Another slide added: “Climate science is dangerously corrupted and co-opted by multiple anti-science forces and players.”
To the amusement of the audience, Dr. Soon played a clip of Al Sharpton mocking him on MSNBC, pointing to research funding he had received from fossil fuel companies. “It is really, truly, a badge of honor, Rev. Al Sharpton, to be accused by you of a conflict of interest,” he said.
Dr. Soon called much of the reporting about his work in the mainstream media “fake news.” And he mocked the fads and fashions that have sprung up around climate change.
For example, he said, the ”locavore” movement, which stressed eating locally-produced food to save energy, actually increased greenhouse gases, because of the energy efficiencies achieved by larger and more established farms that benefited from economies of scale.
He also mocked California politicians for their statements on science — especially Governor Jerry Brown and former Governor Arnold Schwarzenegger. In 1977, he pointed out, Gov. Brown had warned of a drought of “immeasurable magnitude” — a meaningless phrase, in scientific terms.

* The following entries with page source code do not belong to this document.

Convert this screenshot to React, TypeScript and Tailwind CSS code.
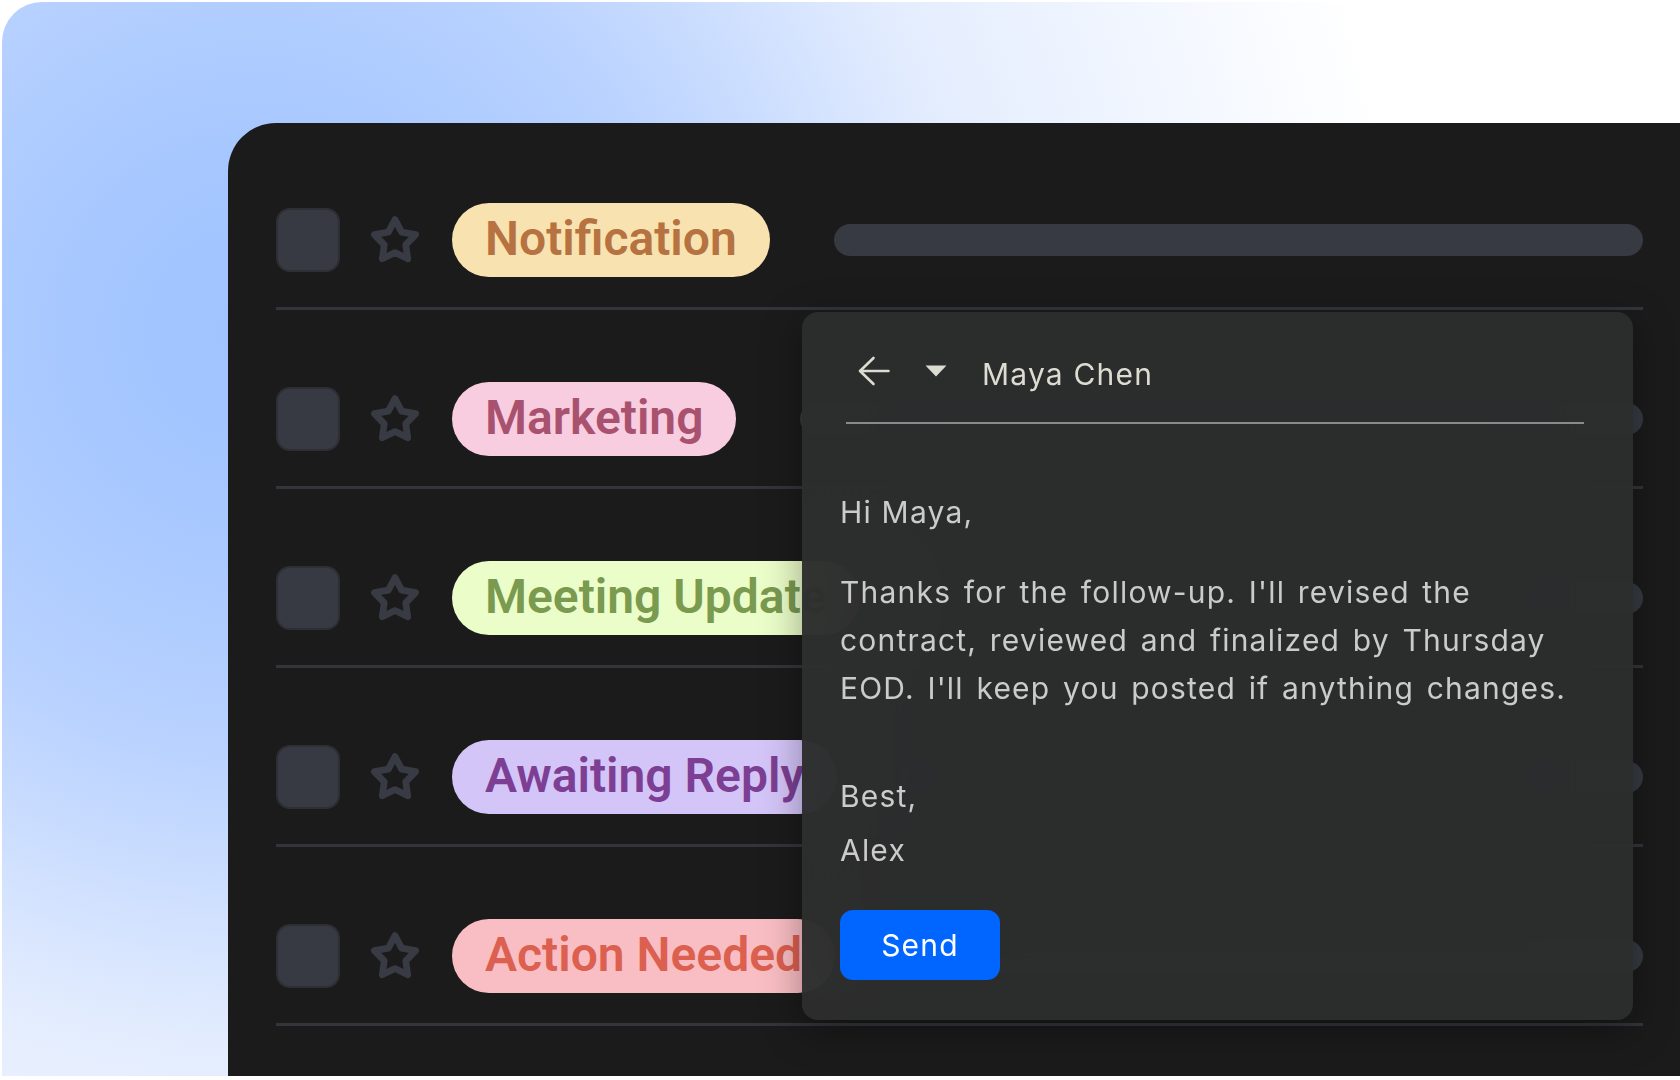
import React from "react";

function Star() {
  return (
    <svg width="52" height="52" viewBox="0 0 24 24" fill="none" className="shrink-0">
      <polygon
        points="12,2.6 15.06,8.39 21.51,9.51 16.95,14.21 17.88,20.69 12,17.8 6.12,20.69 7.05,14.21 2.49,9.51 8.94,8.39"
        stroke="#383b43"
        strokeWidth="3.1"
        strokeLinejoin="round"
      />
    </svg>
  );
}

type RowData = { label: string; bg: string; fg: string };

const rows: RowData[] = [
  { label: "Notification", bg: "bg-[#f7e2b0]", fg: "text-[#b67240]" },
  { label: "Marketing", bg: "bg-[#f9cde0]", fg: "text-[#a9526f]" },
  { label: "Meeting Update", bg: "bg-[#ebfdc9]", fg: "text-[#7a9a4f]" },
  { label: "Awaiting Reply", bg: "bg-[#d4c5f8]", fg: "text-[#7d3f93]" },
  { label: "Action Needed", bg: "bg-[#f9bec3]", fg: "text-[#dc604f]" },
];

function Row({ r }: { r: RowData }) {
  return (
    <div className="flex items-center pb-[30px] border-b-[3px] border-[#33353b]">
      <div className="w-[64px] h-[64px] shrink-0 rounded-[14px] bg-[#373a42] border-2 border-[#2e2f34]" />
      <div className="ml-[29px] mr-[31px] flex items-center">
        <Star />
      </div>
      <div
        className={`h-[74px] shrink-0 rounded-full px-[33px] pb-[3px] flex items-center ${r.bg} ${r.fg} font-['Roboto',sans-serif] text-[48px] font-semibold leading-none whitespace-nowrap`}
      >
        {r.label}
      </div>
      <div className="ml-[64px] flex-1 h-[32px] rounded-full bg-[#373a42]" />
    </div>
  );
}

function Popup() {
  return (
    <div className="absolute left-[574px] top-[189px] w-[831px] rounded-[16px] bg-[#2c2d2d]/95 backdrop-blur-3xl shadow-[0_10px_40px_rgba(0,0,0,0.35)] pt-[36px] pl-[38px] pr-[30px] pb-[40px] font-['Inter',sans-serif] tracking-[1.2px]">
      <div className="h-[46px] flex items-center pl-[18px] pr-[16px] text-[#dcdcd2]">
        <svg width="32" height="30" viewBox="0 0 32 30" fill="none" className="shrink-0">
          <path d="M15.5 2 L2 15 L15.5 28 M2 15 H30.5" stroke="#dcdcd2" strokeWidth="2.6" strokeLinecap="round" strokeLinejoin="round" />
        </svg>
        <svg width="22" height="12" viewBox="0 0 22 12" className="ml-[35px] shrink-0">
          <polygon points="0.5,0.5 21.5,0.5 11,11.5" fill="#dcdcd2" />
        </svg>
        <span className="ml-[35px] pt-[6px] text-[30px] leading-none">Maya Chen</span>
      </div>
      <div className="mt-[28px] ml-[6px] mr-[19px] h-[2px] bg-[#8a8a8a]" />
      <div className="mt-[64px] text-[30px] leading-[48px] text-[#cbcbcb] whitespace-nowrap">
        <p>Hi Maya,</p>
        <p className="mt-[32px] [word-spacing:3px]">
          Thanks for the follow-up. I'll revised the
          <br />
          contract, reviewed and finalized by Thursday
          <br />
          EOD. I'll keep you posted if anything changes.
        </p>
        <p className="mt-[57px] leading-[54px]">Best,</p>
        <p className="leading-[54px]">Alex</p>
      </div>
      <button className="mt-[33px] w-[160px] h-[70px] rounded-[13px] bg-[#0066ff] text-white text-[30px] leading-none flex items-center justify-center">
        Send
      </button>
    </div>
  );
}

export default function App() {
  return (
    <div className="w-[1680px] h-[1080px] bg-white overflow-hidden">
      <div className="ml-[2px] mt-[2px] w-[1678px] h-[1074px] rounded-tl-[40px] bg-[radial-gradient(circle_at_250px_330px,#a0c3ff_0px,#a6c7ff_180px,#b9d2ff_420px,#e4edfe_720px,#ffffff_1150px)] pl-[226px] pt-[121px]">
        <div className="relative h-[953px] rounded-tl-[48px] bg-[#1b1b1b] pl-[48px] pr-[37px] pt-[80px]">
          <div className="flex flex-col gap-[72px]">
            {rows.map((r) => (
              <Row key={r.label} r={r} />
            ))}
          </div>
          <Popup />
        </div>
      </div>
    </div>
  );
}
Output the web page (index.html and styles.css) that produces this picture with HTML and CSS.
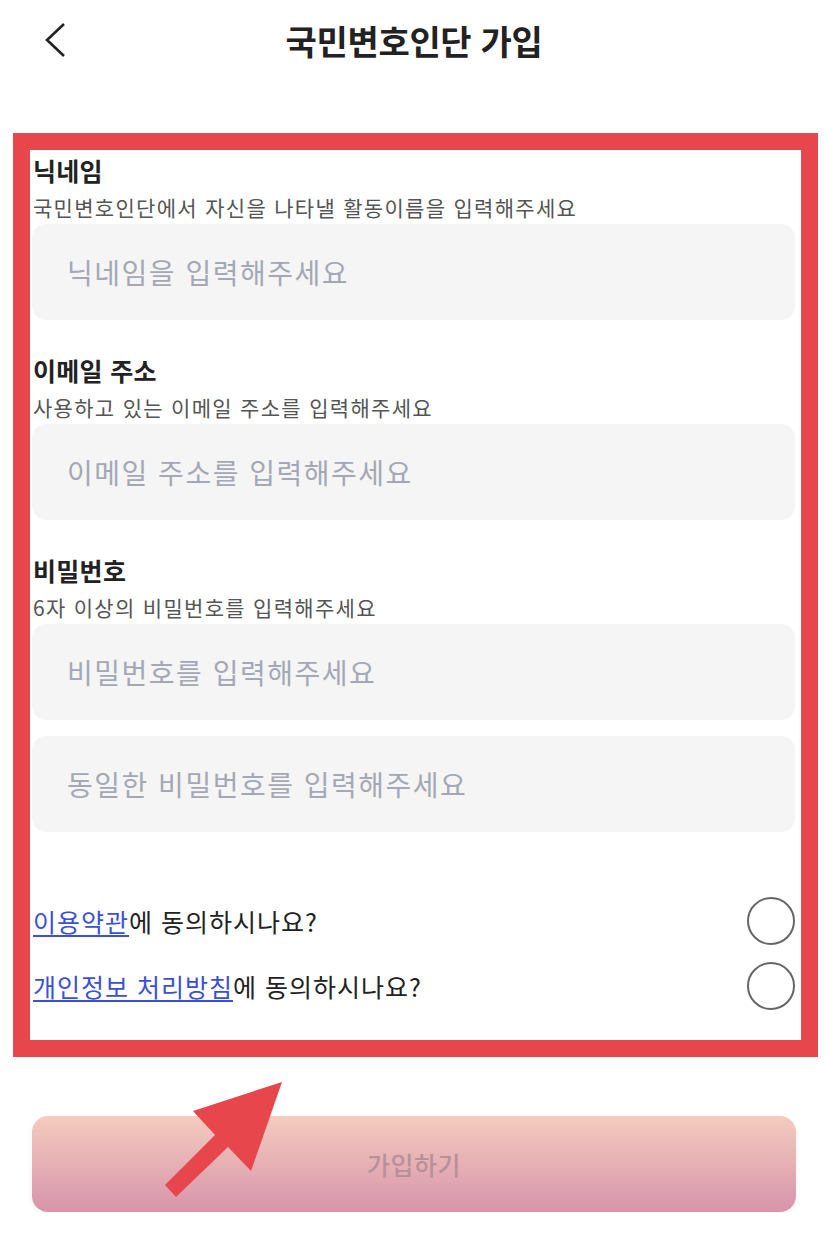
FILE: index.html
```html
<!DOCTYPE html>
<html lang="ko">
<head>
    <meta charset="UTF-8">
    <meta name="viewport" content="width=device-width, initial-scale=1.0">
    <title>국민변호인단 가입</title>
    <link rel="stylesheet" href="styles.css">
</head>
<body>
    <header class="top-bar">
        <button class="back-btn" aria-label="뒤로">
            <svg width="24" height="36" viewBox="0 0 24 36">
                <polyline points="20,2 3,18 20,34" fill="none" stroke="#222" stroke-width="2.6" stroke-linejoin="miter"/>
            </svg>
        </button>
        <h1 class="title">국민변호인단 가입</h1>
        <span></span>
    </header>

    <form class="join-form">
        <div class="field">
            <div class="field-label">닉네임</div>
            <div class="field-desc">국민변호인단에서 자신을 나타낼 활동이름을 입력해주세요</div>
            <input class="text-input" type="text" placeholder="닉네임을 입력해주세요">
        </div>

        <div class="field">
            <div class="field-label">이메일 주소</div>
            <div class="field-desc">사용하고 있는 이메일 주소를 입력해주세요</div>
            <input class="text-input" type="email" placeholder="이메일 주소를 입력해주세요">
        </div>

        <div class="field">
            <div class="field-label">비밀번호</div>
            <div class="field-desc">6자 이상의 비밀번호를 입력해주세요</div>
            <input class="text-input" type="password" placeholder="비밀번호를 입력해주세요">
            <input class="text-input second" type="password" placeholder="동일한 비밀번호를 입력해주세요">
        </div>

        <div class="agree-list">
            <label class="agree-row">
                <span><a href="#">이용약관</a>에 동의하시나요?</span>
                <span class="check"></span>
            </label>
            <label class="agree-row">
                <span><a href="#">개인정보 처리방침</a>에 동의하시나요?</span>
                <span class="check"></span>
            </label>
        </div>
    </form>

    <button class="submit-btn" type="button">가입하기</button>

    <!-- 가입 버튼을 가리키는 화살표 -->
    <svg class="pointer" width="130" height="125" viewBox="0 0 130 125">
        <polygon points="122,4 33,33 55,57 5,107 16,119 68,69 91,93" fill="#e8464d"/>
    </svg>
</body>
</html>
```

FILE: styles.css
```css
body {
    margin: 0;
    position: relative;
    font-family: "Noto Sans CJK KR", "Noto Sans", sans-serif;
    color: #222;
    background: #fff;
}

.top-bar {
    display: grid;
    grid-template-columns: 1fr auto 1fr;
    align-items: center;
    height: 80px;
}
.back-btn {
    justify-self: start;
    margin-left: 44px;
    padding: 0;
    border: none;
    background: none;
    display: flex;
}
.title {
    margin: 0;
    font-size: 34px;
    font-weight: 700;
    letter-spacing: -0.3px;
}

/* 빨간 테두리 영역 */
.join-form {
    margin: 53px 10px 0 13px;
    border: 17px solid #e8464d;
    padding: 0 6px 30px 2px;
}

.field {
    display: flex;
    flex-direction: column;
    margin-bottom: 30px;
}
.field-label {
    font-size: 25px;
    font-weight: 700;
    line-height: 40px;
    padding-left: 1px;
    letter-spacing: 0.3px;
}
.field-desc {
    font-size: 21px;
    line-height: 34px;
    color: #555;
    padding-left: 1px;
    letter-spacing: 1.3px;
}
.text-input {
    height: 96px;
    box-sizing: border-box;
    border: none;
    border-radius: 14px;
    background: #f5f5f5;
    padding: 0 35px;
    font-family: inherit;
    font-size: 28px;
    letter-spacing: 1.5px;
    color: #222;
    outline: none;
}
.text-input::placeholder {
    color: #a4a8b4;
}
.text-input.second {
    margin-top: 16px;
}

.agree-list {
    display: flex;
    flex-direction: column;
    gap: 17px;
    margin-top: 65px;
}
.agree-row {
    display: flex;
    justify-content: space-between;
    align-items: center;
    height: 48px;
    font-size: 25px;
    letter-spacing: 1px;
    padding-left: 1px;
}
.agree-row a {
    color: #3b50d8;
    text-decoration: underline;
    text-decoration-thickness: 2px;
    text-underline-offset: 3px;
}
.check {
    width: 48px;
    height: 48px;
    box-sizing: border-box;
    border: 2px solid #666;
    border-radius: 50%;
}

.submit-btn {
    display: block;
    margin: 59px 0 0 32px;
    width: 764px;
    height: 96px;
    border: none;
    border-radius: 16px;
    background: linear-gradient(to bottom, #f4ccbe, #d794ab);
    box-shadow: 0 3px 6px rgba(0, 0, 0, 0.06);
    font-family: inherit;
    font-size: 25px;
    font-weight: 500;
    letter-spacing: 0.5px;
    color: #b8909a;
}

.pointer {
    position: absolute;
    left: 160px;
    top: 1078px;
}
```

The movement toward renewable energy sources, he said, was not a sign of progress, but regression toward the lower energy densities of the pre-industrial age. He also likened belief in carbon “pollution” to the superstitious beliefs of primitive civilizations, illustrating his point with a 1933 newspaper article describing a drought in Syria that was blamed by locals on yo-yo toys.
He then launched into his data-heady scientific presentation in earnest. For all the focus on carbon dioxide, the most important greenhouse gas in the climate system was water vapor, he said. And carbon dioxide, he noted, was not a “pollutant,” as the term was conventionally used.
While it was true that the atmospheric concentration of carbon dioxide had been increasing, he said, and had passed 400 parts per million, the dominant effect of water vapor had helped flatten the greenhouse effect, such that the rise of global surface temperatures had slowed significantly.
He said that some climate scientists manipulated graphs to make climate change seem more severe than it was — for example, by representing temperature anomalies rather than absolute temperatures.
His latest work, he said, was in understanding how temperature data sets were constructed. He and his colleagues were examining data gathered in rural areas, to remove the distortion of measurements in urban areas. They found that there was, in fact, some surface temperature warming, albeit less severe than conventional data sets showed. But the effect, he said, was more likely the result of fluctuations in energy output from the sun, which in turn affected water vapor.
The major effect of cutting carbon dioxide emissions to zero, he said, would be “to kill and hurt poor people and greatly harm animals and the environment.”
In the past, Dr. Soon noted, the left had attacked his research because he had taken funding from fossil fuel companies. He cited the New York Times as one of his chief antagonists, after it ran a disparaging profile of him in 2015.
As a result, he said, he had not accepted any funding for his latest research on the composition and manipulation of climate data sets.
Joel B. Pollak is Senior Editor-at-Large at Breitbart News. He was named one of the “most influential” people in news media in 2016. His new book, How Trump Won: The Inside Story of a Revolution, is available from Regnery. Follow him on Twitter at @joelpollak.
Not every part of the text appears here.